The opening news reel in The Phenix City Story smacks a little of a half-rate effort to emulate the opening of the classic Citizen Kane, sans the typewriter sound effects. (The Phenix City Story is mid-1950s, where the other film came out in the early 1940s). The stern anchor interviews a series of locals, including a newspaper reporter who broke the story and a local janitor/deputy sheriff who was set to testify against the organized crime folks. What impressed me immediately about The Phenix City Story was its use of real Alabamians. I get worse than aggravated at listening to fake Southern accents, and to hear the real thing roll off of these people’s tongues was refreshing.
Then we shift our attention, and the main part of the movie begins with a highly expository panoramic view of the town, which soon hones in one of its shady operations. The room is packed with soldiers who cheer and jeer at a scantily clad lady doing a suggestive cabaret number, and then we meet three of our villains: the mean blonde floor-walker Cassie, the thug Clem Wilson, and the proprietor Rhett Tanner. Yet, we also meet some of the minor-character good guys: Mary Jo Patterson, a sweet girl who is trying to earn a decent living by working in the club, and her boyfriend Fred Gage, who wants his girlfriend out of there. In a particularly surprising move, one of the people we see in those early moments is Ma Beachie, a local strip-club owner whose kind-hearted attitude toward her clients earned her some degree of notoriety; in that brief street scene, the real Ma Beachie is who we are watching as she greets passers-by.
Next, we meet Albert Patterson when Rhett Tanner goes to visit him one more time to ask Patterson to be his syndicate’s lawyer. Patterson politely declines, citing his desire to stay out of other people’s messes, and the two have a friendly chat, until it’s time for Tanner to leave. In the hall outside of Patterson’s office, Tanner runs into the local man who is organizing the a grassroots movement, a la Jerry Falwell’s “Moral Majority,” against the seedy vendors on 14th Street. Now, we have real tension. The upright citizens of the Phenix City will take on these harbingers of sin— right at the same time that Albert Patterson’s son John arrives home from military service.

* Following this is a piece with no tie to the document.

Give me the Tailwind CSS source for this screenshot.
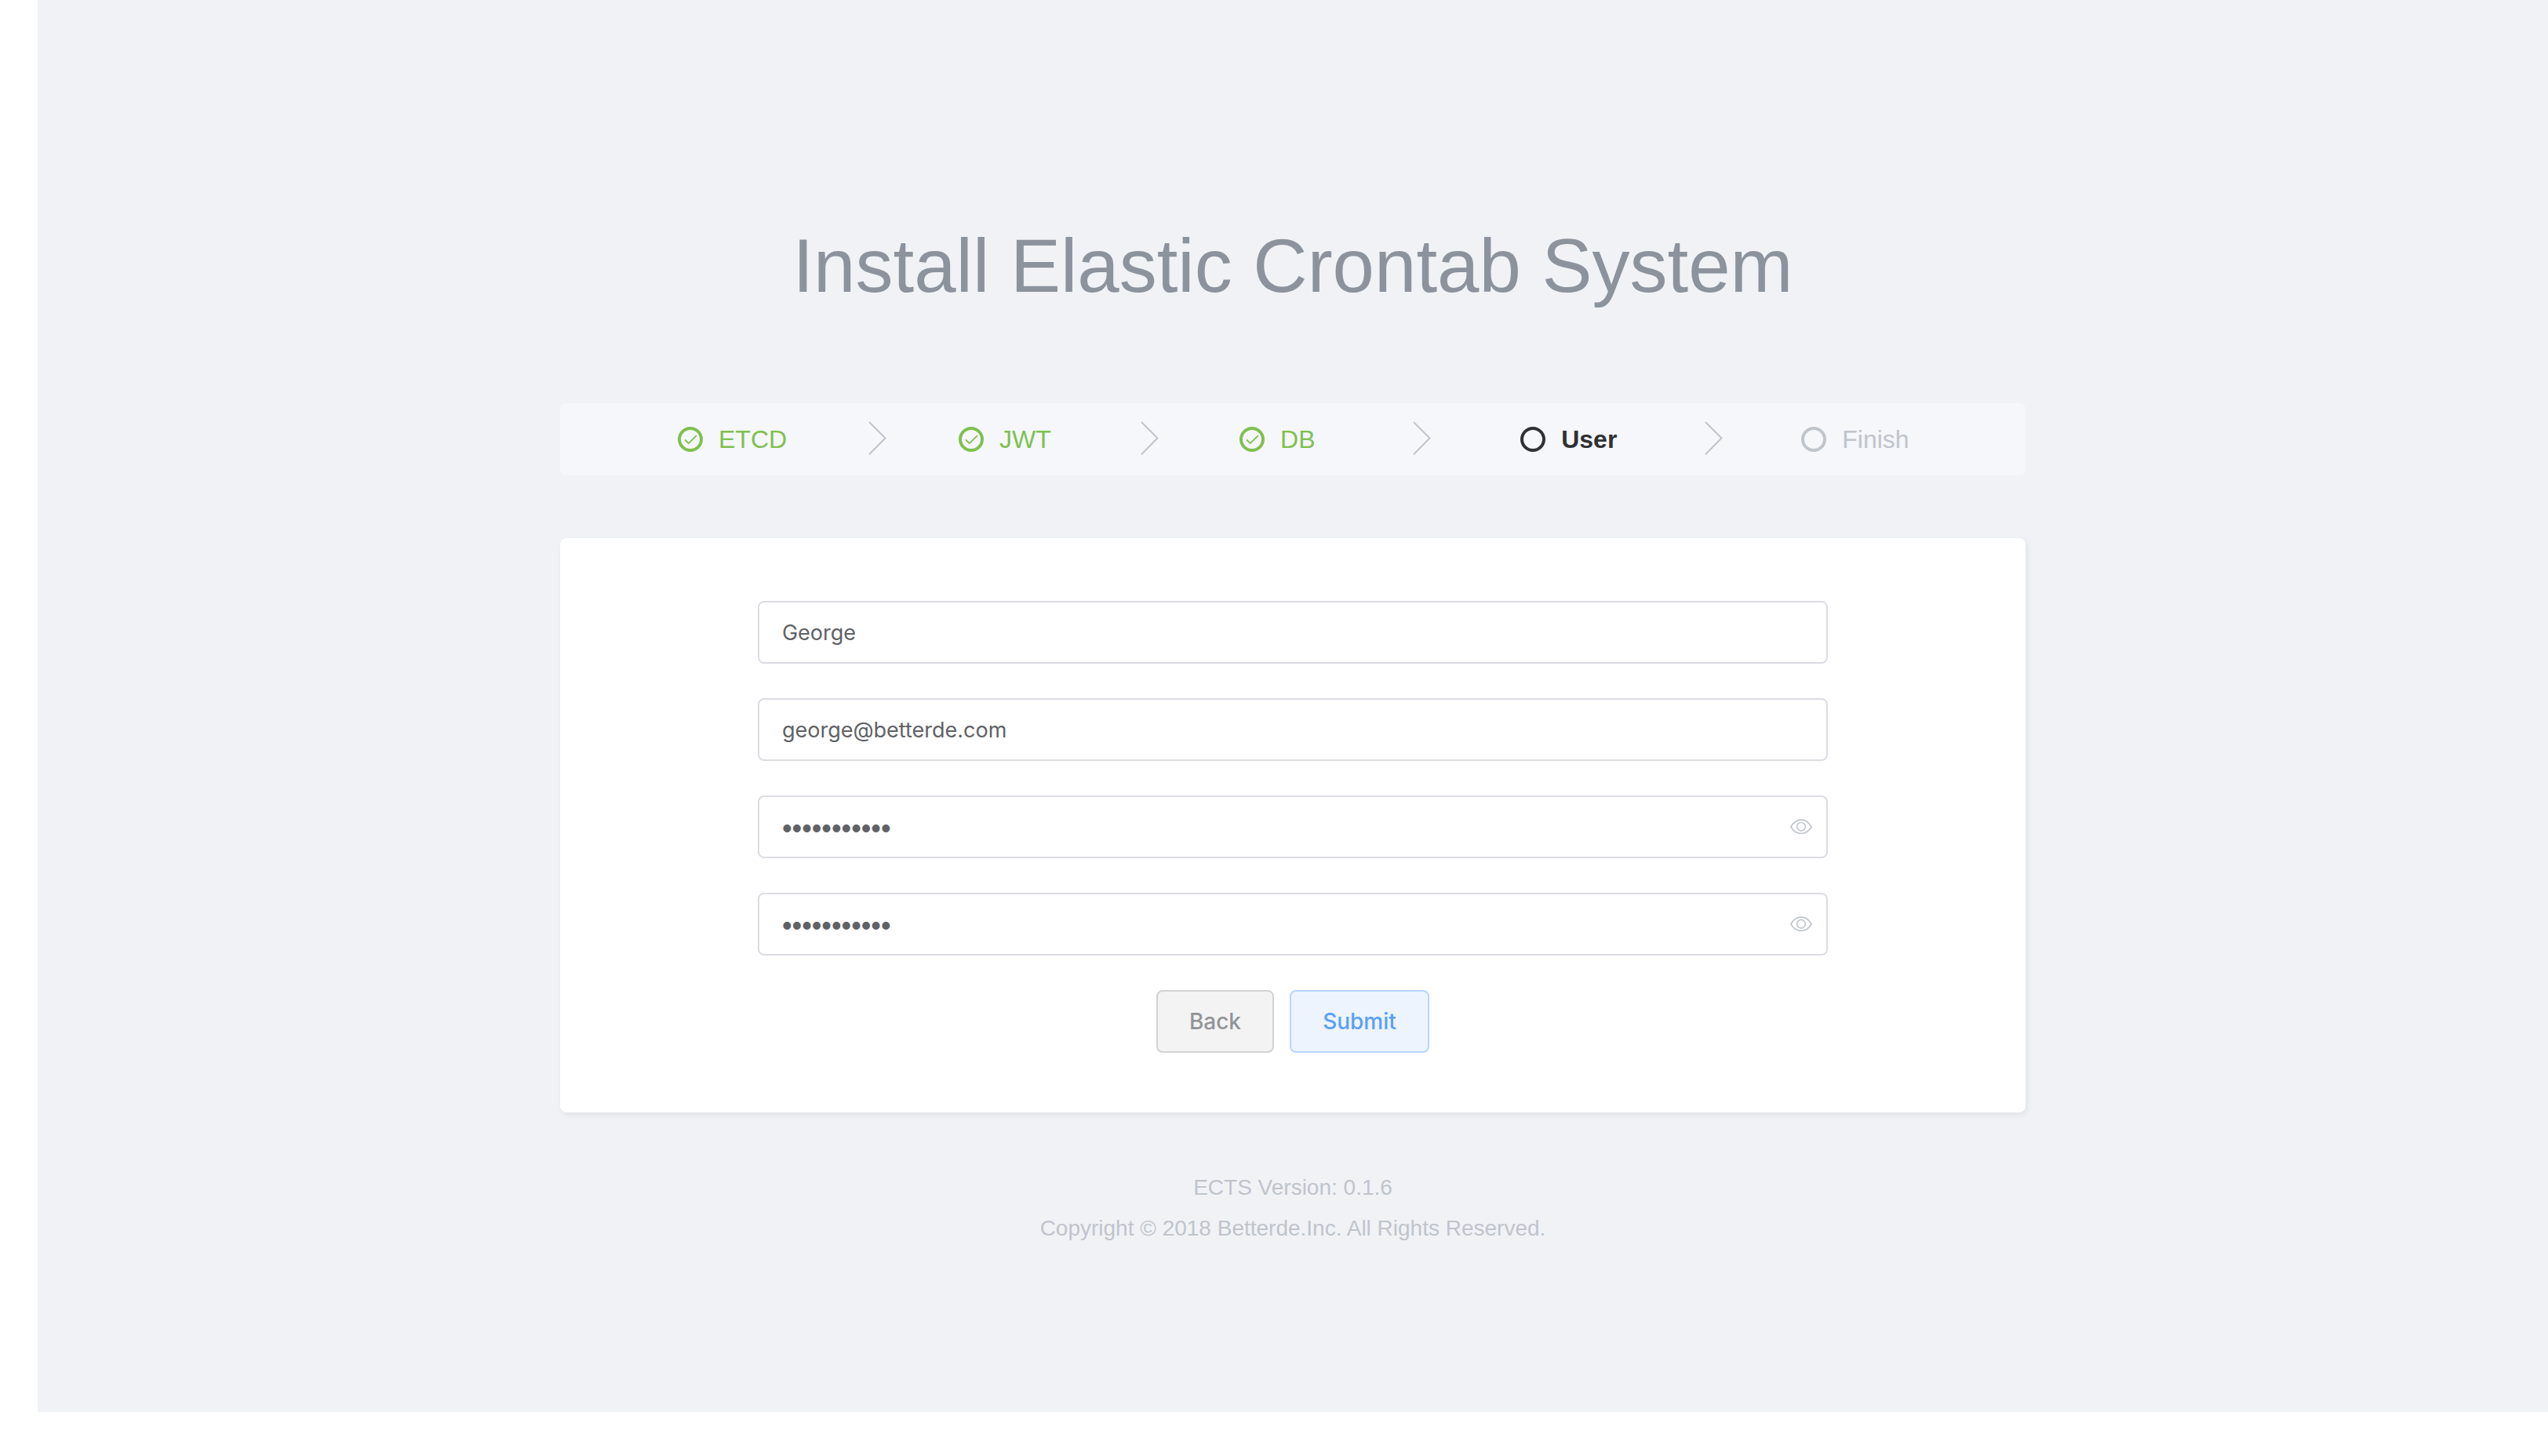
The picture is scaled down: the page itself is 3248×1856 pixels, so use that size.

From here, the scene gets testy. As the righteous little group tries to get organized, the bad guys answer first with a small violent skirmish behind a local café. John Patterson, who had caught a ride into town to buy diapers, jumps in, and it becomes his fight, too! He has brought his family to his hometown, and he can’t yield to his terrified wife’s pleadings that they get away from there as fast as possible. Now empowered by the younger Patterson’s participation, the do-gooders approach his father to run for attorney general to push the corrupt element out. However, the elder Patterson still wavers on whether he should get involved.
As the conflict between the do-gooders and the seedy types escalates, we also meet Zeke, the black janitor at Tanner’s club, who joins the fight against his employer. Yet, Zeke is in a particularly tough spot, being black in a Deep Southern small town, and quickly the bad guys show him how tough. His young daughter is kidnapped, killed, and thrown from a moving car onto a front lawn! Ultimately, after the efforts to clean up the town have drawn this kind of violence, Albert Patterson does agree to run for Attorney General.
Yet, the corrupt businessmen and politicians won’t give up that easily. They scheme and plan, often with dour faces and knowing looks. A campaigning Albert Patterson is assassinated, and his son John has to step up. After an impassioned speech to the crowd that has gathered after the killing, John Patterson enters Alabama politics. And, as they say, the rest is history.
This moment in Alabama history is pivotal to the whole state’s trajectory through the latter half of the twentieth century, and up to today. (Having already known, the story of John Patterson‘s political ascendance after his father’s death, the outcome of the movie was not a surprise to me.) The murder of Albert Patterson, which led to his son John’s notoriety, ultimately paved the way for John to move beyond the AG’s office and into the governor’s office. John Patterson’s victory in the 1958 election over a field of candidates, including George Wallace, was due in large part to his vehement Civil Rights-era segregationist stance, which was vigorous enough to win him the support of the Ku Klux Klan. The standard set by Gov. Patterson was then expanded by George Wallace, whose infamous antics in the 1960s garnered national attention.
Notwithstanding the slightly cornball feel of it, The Phenix City Story is a better movie than I expected it to be. I began the movie expecting a Hollywood fabrication full of stereotypes and half-truths about the Deep South. Considering the film’s genre is “docudrama,” what we’re really watching is a heavily sensationalized, somewhat noir version of the history: the basic story with some soap-opera thrown in for mood and tone.
For someone who really wants the history, there is Alan Grady’s book When Good Men Do Nothing; for those who are just looking for a good old movie, there’s The Phenix City Story.